Hello Again! LLM-powered Personalized Agent for Long-term Dialogue
Open-domain dialogue systems have seen remarkable advancements with the development of large language models (LLMs). Nonetheless, most existing dialogue systems predominantly focus on brief single-session interactions, neglecting the real-world demands for long-term companionship and personalized interactions with chatbots. Crucial to addressing this real-world need are event summary and persona management, which enable reasoning for appropriate long-term dialogue responses. Recent progress in the human-like cognitive and reasoning capabilities of LLMs suggests that LLM-based agents could significantly enhance automated perception, decision-making, and problem-solving. In response to this potential, we introduce a model-agnostic framework, the Long-term Dialogue Agent (LD-Agent), which incorporates three independently tunable modules dedicated to event perception, persona extraction, and response generation.

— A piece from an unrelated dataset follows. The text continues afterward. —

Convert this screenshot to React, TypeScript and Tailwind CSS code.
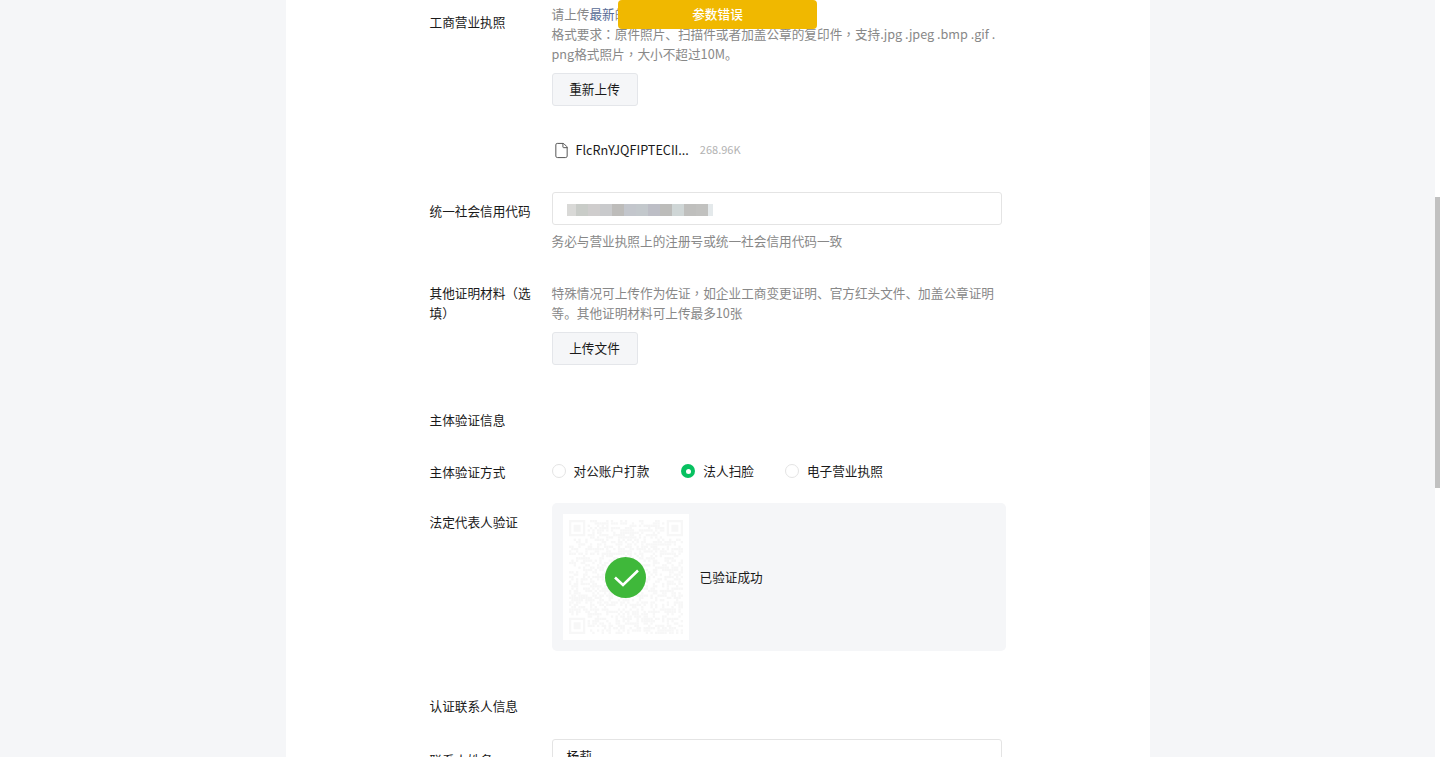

For the event memory module, long and short-term memory banks are employed to separately focus on historical and ongoing sessions, while a topic-based retrieval mechanism is introduced to enhance the accuracy of memory retrieval. Furthermore, the persona module conducts dynamic persona modeling for both users and agents. The integration of retrieved memories and extracted personas is subsequently fed into the generator to induce appropriate responses. The effectiveness, generality, and cross-domain capabilities of LD-Agent are empirically demonstrated across various illustrative benchmarks, models, and tasks.
Motivated by real-life demands, the core challenge of open-domain dialogue systems is to simultaneously maintain long-term event memory and preserve persona consistency [9–11, 3]. Existing research often addresses these aspects separately—focusing either on event memory or persona extraction—thereby hindering long-term consistency. Current strategies for event memory typically involve constructing a memory bank that stores historical event summaries, complemented by retrieval-augmented approaches to access relevant information for response generation [12, 13]. Studies on persona-based dialogue rang from unidirectional user modeling [14] to bidirectional agent-user modeling [15, 16, 3], enhancing personalized chat abilities by leveraging profile information. Worse still, the aforementioned methods are highly dependent on specific model architectures, making them challenging to adapt to other models.